The Benchmark Design Process

Step 1: Define Capability Categories

Start by listing what your model must do:

TASK_API_CAPABILITIES = {
"action_recognition": {
"description": "Correctly identify create/complete/list/delete actions",
"weight": 0.30, # 30% of total score
"examples": ["create a task", "mark as done", "show my tasks", "remove this"]
},
"entity_extraction": {
"description": "Extract title, priority, due date from natural language",
"weight": 0.25,
"examples": ["meeting tomorrow at 3pm", "high priority budget review"]
},
"default_handling": {
"description": "Use sensible defaults when fields are unspecified",
"weight": 0.15,
"examples": ["create task review report"] # Should default priority
},
"edge_cases": {
"description": "Handle ambiguous, incomplete, or adversarial inputs",
"weight": 0.15,
"examples": ["delete everything", "maybe create something", ""]
},
"format_compliance": {
"description": "Always output valid JSON matching schema",
"weight": 0.15,
"examples": ["any input should produce valid JSON"]
}
}

Step 2: Generate Stratified Test Cases

For each capability, create test cases at multiple difficulty levels:

def generate_stratified_tests(capability: str, count_per_level: int = 20):
"""Generate test cases stratified by difficulty."""

test_cases = []

# Level 1: Simple/explicit
test_cases.extend(generate_simple_cases(capability, count_per_level))

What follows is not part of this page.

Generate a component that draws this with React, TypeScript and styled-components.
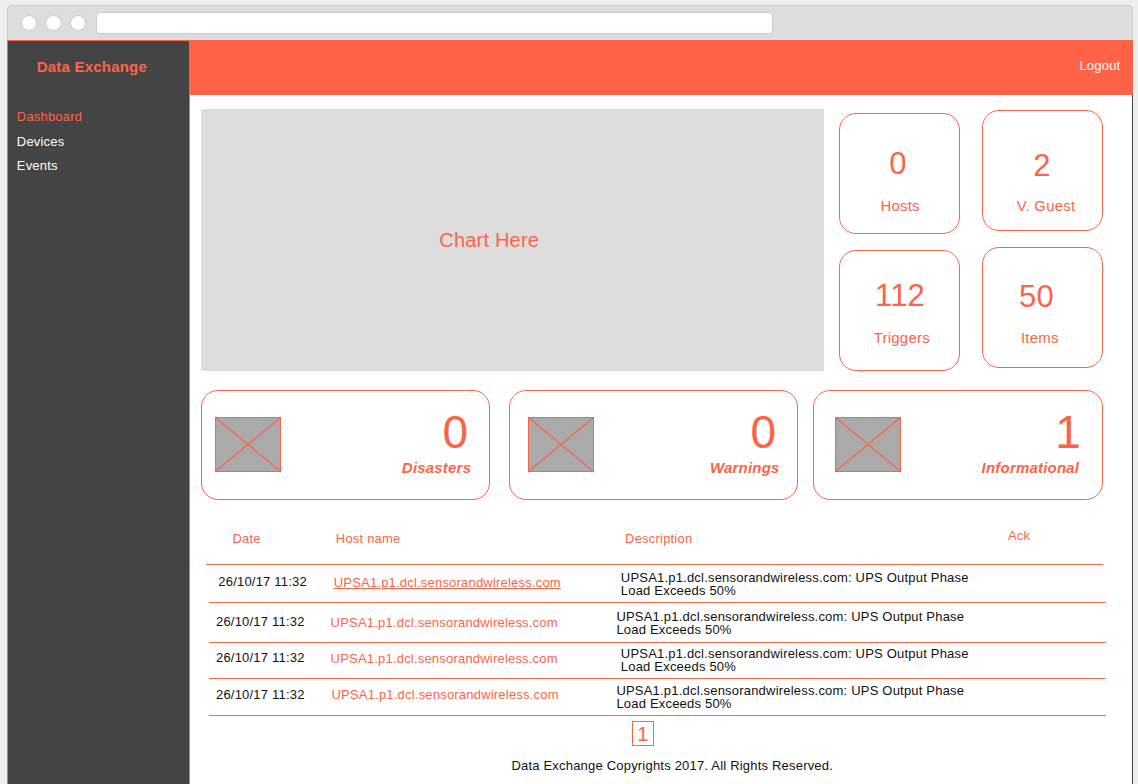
import React from "react";
import styled, { createGlobalStyle } from "styled-components";

const accent = "#ff6347";
const dark = "#444444";

const GlobalStyle = createGlobalStyle`
  * { box-sizing: border-box; }
  html, body { margin: 0; padding: 0; }
  body {
    background: #eeeeee;
    font-family: "Liberation Sans", Arial, sans-serif;
    font-size: 13px;
    line-height: 13px;
    letter-spacing: 0.2px;
    color: #111111;
    overflow: hidden;
  }
`;

const Page = styled.div`
  height: 784px;
  padding: 5px 5px 0 7px;
  display: flex;
  flex-direction: column;
  overflow: hidden;
`;

const BrowserBar = styled.div`
  height: 35px;
  flex: none;
  display: flex;
  align-items: flex-start;
  padding: 6px 0 0 13px;
  background: #dddddd;
  border: 1px solid #cccccc;
  border-bottom: 0;
  border-radius: 5px 5px 0 0;
`;

const WindowDot = styled.span<{ $gap: number; $size: number }>`
  width: ${(p) => p.$size}px;
  height: 16px;
  margin-top: 3px;
  margin-right: ${(p) => p.$gap}px;
  border: 1px solid #cccccc;
  border-radius: 50%;
  background: #ffffff;
`;

const AddressBar = styled.div`
  width: 677px;
  height: 22px;
  background: #ffffff;
  border: 1px solid #cccccc;
  border-radius: 4px;
`;

const Body = styled.div`
  flex: 1;
  display: flex;
  min-height: 0;
`;

const Sidebar = styled.aside`
  width: 183px;
  flex: none;
  background: ${dark};
  border: 1px solid ${accent};
  border-bottom: 0;
`;

const Brand = styled.h1`
  margin: 18px 0 0 28.8px;
  font-size: 15px;
  line-height: 15px;
  font-weight: bold;
  color: ${accent};
`;

const Nav = styled.nav`
  display: flex;
  flex-direction: column;
  margin: 36px 0 0 8.8px;
`;

const NavItem = styled.a<{ $active?: boolean; $height: number }>`
  height: ${(p) => p.$height}px;
  color: ${(p) => (p.$active ? accent : "#ffffff")};
`;

const Main = styled.main`
  flex: 1;
  display: flex;
  flex-direction: column;
  min-width: 0;
`;

const Header = styled.header`
  height: 55px;
  flex: none;
  display: flex;
  justify-content: flex-end;
  padding: 19px 12.6px 0 0;
  background: ${accent};
  color: #ffffff;
`;

const Content = styled.div`
  flex: 1;
  display: flex;
  flex-direction: column;
  background: #ffffff;
  border-right: 1px solid ${dark};
`;

const Overview = styled.section`
  display: flex;
  height: 295px;
  flex: none;
  padding: 14px 0 0 11px;
`;

const ChartArea = styled.div`
  width: 623px;
  height: 262px;
  padding: 121px 0 0 238.3px;
  background: #dddddd;
  color: ${accent};
  font-size: 20px;
  line-height: 20px;
`;

const StatColumn = styled.div<{ $top: number; $left: number }>`
  display: flex;
  flex-direction: column;
  gap: 16px;
  padding-top: ${(p) => p.$top}px;
  margin-left: ${(p) => p.$left}px;
`;

const StatCard = styled.div`
  width: 121px;
  height: 121px;
  border: 1px solid ${accent};
  border-radius: 17px;
  color: ${accent};
`;

const StatValue = styled.div<{ $top: number; $left: number }>`
  padding: ${(p) => p.$top}px 0 0 ${(p) => p.$left}px;
  font-size: 31px;
  line-height: 31px;
`;

const StatLabel = styled.div<{ $top: number; $left: number }>`
  padding: ${(p) => p.$top}px 0 0 ${(p) => p.$left}px;
  font-size: 15px;
  line-height: 15px;
`;

const Alerts = styled.section`
  display: flex;
  height: 110px;
  flex: none;
  padding-left: 11px;
`;

const AlertCard = styled.div<{ $width: number; $gap: number; $pad: number }>`
  width: ${(p) => p.$width}px;
  height: 110px;
  margin-right: ${(p) => p.$gap}px;
  padding: 26px 0 0 ${(p) => p.$pad}px;
  display: flex;
  border: 1px solid ${accent};
  border-radius: 17px;
  color: ${accent};
`;

const Placeholder = styled.svg`
  width: 66px;
  height: 55px;
  flex: none;
`;

const AlertText = styled.div<{ $right: number }>`
  flex: 1;
  display: flex;
  flex-direction: column;
  align-items: flex-end;
  margin-top: -8px;
  padding-right: ${(p) => p.$right}px;
`;

const AlertValue = styled.div<{ $shift: number }>`
  margin-right: ${(p) => p.$shift}px;
  font-size: 46px;
  line-height: 46px;
`;

const AlertLabel = styled.div`
  margin-top: 5px;
  font-size: 15px;
  line-height: 15px;
  font-weight: bold;
  font-style: italic;
`;

const Table = styled.section`
  display: flex;
  flex-direction: column;
`;

const Row = styled.div<{ $height: number; $left: number }>`
  display: grid;
  grid-template-columns: 115px 290px 370px 1fr;
  width: 897px;
  height: ${(p) => p.$height}px;
  margin-left: ${(p) => p.$left}px;
  border-bottom: 1px solid ${accent};
`;

const Cell = styled.div<{ $top: number; $left: number; $accent?: boolean; $underline?: boolean }>`
  padding: ${(p) => p.$top}px 0 0 ${(p) => p.$left}px;
  color: ${(p) => (p.$accent ? accent : "inherit")};
  text-decoration: ${(p) => (p.$underline ? "underline" : "none")};
  white-space: nowrap;
`;

const PageNumber = styled.div`
  width: 22px;
  height: 25px;
  margin: 5px 0 0 442px;
  padding: 2px 0 0 4.2px;
  border: 1px solid ${accent};
  color: ${accent};
  font-size: 20px;
  line-height: 20px;
`;

const Footer = styled.footer`
  margin: 13px 0 0 321.4px;
`;

interface Stat { value: string; label: string; vTop: number; vLeft: number; lTop: number; lLeft: number }

const statColumns: { top: number; left: number; stats: Stat[] }[] = [
  {
    top: 4,
    left: 15,
    stats: [
      { value: "0", label: "Hosts", vTop: 34, vLeft: 49.3, lTop: 19, lLeft: 40.4 },
      { value: "112", label: "Triggers", vTop: 29, vLeft: 35, lTop: 19, lLeft: 33.8 },
    ],
  },
  {
    top: 1,
    left: 22,
    stats: [
      { value: "2", label: "V. Guest", vTop: 39, vLeft: 50.3, lTop: 17, lLeft: 33.8 },
      { value: "50", label: "Items", vTop: 33, vLeft: 36, lTop: 18, lLeft: 38 },
    ],
  },
];

const alerts = [
  { value: "0", label: "Disasters", width: 289, gap: 19, pad: 13, right: 17.8, shift: 2.8 },
  { value: "0", label: "Warnings", width: 289, gap: 15, pad: 18, right: 17.4, shift: 3.4 },
  { value: "1", label: "Informational", width: 290, gap: 0, pad: 21, right: 22.8, shift: -1.8 },
];

const rows = [
  { h: 38, date: [9.3, 10], host: [9.7, 11], desc: [6.8, 6], underline: true },
  { h: 40, date: [7, 12], host: [6.6, 13], desc: [2.4, 7] },
  { h: 36, date: [7, 8], host: [6.6, 9], desc: [6.8, 4] },
  { h: 37, date: [7, 9], host: [7.5, 9], desc: [2.4, 5] },
];

const ImagePlaceholder = () => (
  <Placeholder viewBox="0 0 66 55">
    <rect x="0.5" y="0.5" width="65" height="54" fill="#aaaaaa" stroke={accent} />
    <path d="M0.5 0.5L65.5 54.5M65.5 0.5L0.5 54.5" stroke={accent} strokeWidth="1.2" fill="none" />
  </Placeholder>
);

export default function App() {
  return (
    <>
      <GlobalStyle />
      <Page>
        <BrowserBar>
          <WindowDot $size={16} $gap={8} />
          <WindowDot $size={17} $gap={8} />
          <WindowDot $size={16} $gap={10} />
          <AddressBar />
        </BrowserBar>
        <Body>
          <Sidebar>
            <Brand>Data Exchange</Brand>
            <Nav>
              <NavItem $active $height={25}>Dashboard</NavItem>
              <NavItem $height={24}>Devices</NavItem>
              <NavItem $height={24}>Events</NavItem>
            </Nav>
          </Sidebar>
          <Main>
            <Header>Logout</Header>
            <Content>
              <Overview>
                <ChartArea>Chart Here</ChartArea>
                {statColumns.map((c) => (
                  <StatColumn key={c.left} $top={c.top} $left={c.left}>
                    {c.stats.map((s) => (
                      <StatCard key={s.label}>
                        <StatValue $top={s.vTop} $left={s.vLeft}>{s.value}</StatValue>
                        <StatLabel $top={s.lTop} $left={s.lLeft}>{s.label}</StatLabel>
                      </StatCard>
                    ))}
                  </StatColumn>
                ))}
              </Overview>
              <Alerts>
                {alerts.map((a) => (
                  <AlertCard key={a.label} $width={a.width} $gap={a.gap} $pad={a.pad}>
                    <ImagePlaceholder />
                    <AlertText $right={a.right}>
                      <AlertValue $shift={a.shift}>{a.value}</AlertValue>
                      <AlertLabel>{a.label}</AlertLabel>
                    </AlertText>
                  </AlertCard>
                ))}
              </Alerts>
              <Table>
                <Row $height={65} $left={16}>
                  <Cell $top={32} $left={26.4} $accent>Date</Cell>
                  <Cell $top={32} $left={14.8} $accent>Host name</Cell>
                  <Cell $top={32} $left={14.1} $accent>Description</Cell>
                  <Cell $top={29} $left={27} $accent>Ack</Cell>
                </Row>
                {rows.map((r, i) => (
                  <Row key={i} $height={r.h} $left={19}>
                    <Cell $top={r.date[1]} $left={r.date[0]}>26/10/17 11:32</Cell>
                    <Cell $top={r.host[1]} $left={r.host[0]} $accent $underline={r.underline}>
                      UPSA1.p1.dcl.sensorandwireless.com
                    </Cell>
                    <Cell $top={r.desc[1]} $left={r.desc[0]}>
                      UPSA1.p1.dcl.sensorandwireless.com: UPS Output Phase
                      <br />
                      Load Exceeds 50%
                    </Cell>
                  </Row>
                ))}
              </Table>
              <PageNumber>1</PageNumber>
              <Footer>Data Exchange Copyrights 2017. All Rights Reserved.</Footer>
            </Content>
          </Main>
        </Body>
      </Page>
    </>
  );
}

# Level 2: Moderate complexity
test_cases.extend(generate_moderate_cases(capability, count_per_level))

# Level 3: Complex/ambiguous
test_cases.extend(generate_complex_cases(capability, count_per_level))

# Level 4: Adversarial
test_cases.extend(generate_adversarial_cases(capability, count_per_level // 2))

return test_cases

# Example output
tests = generate_stratified_tests("action_recognition")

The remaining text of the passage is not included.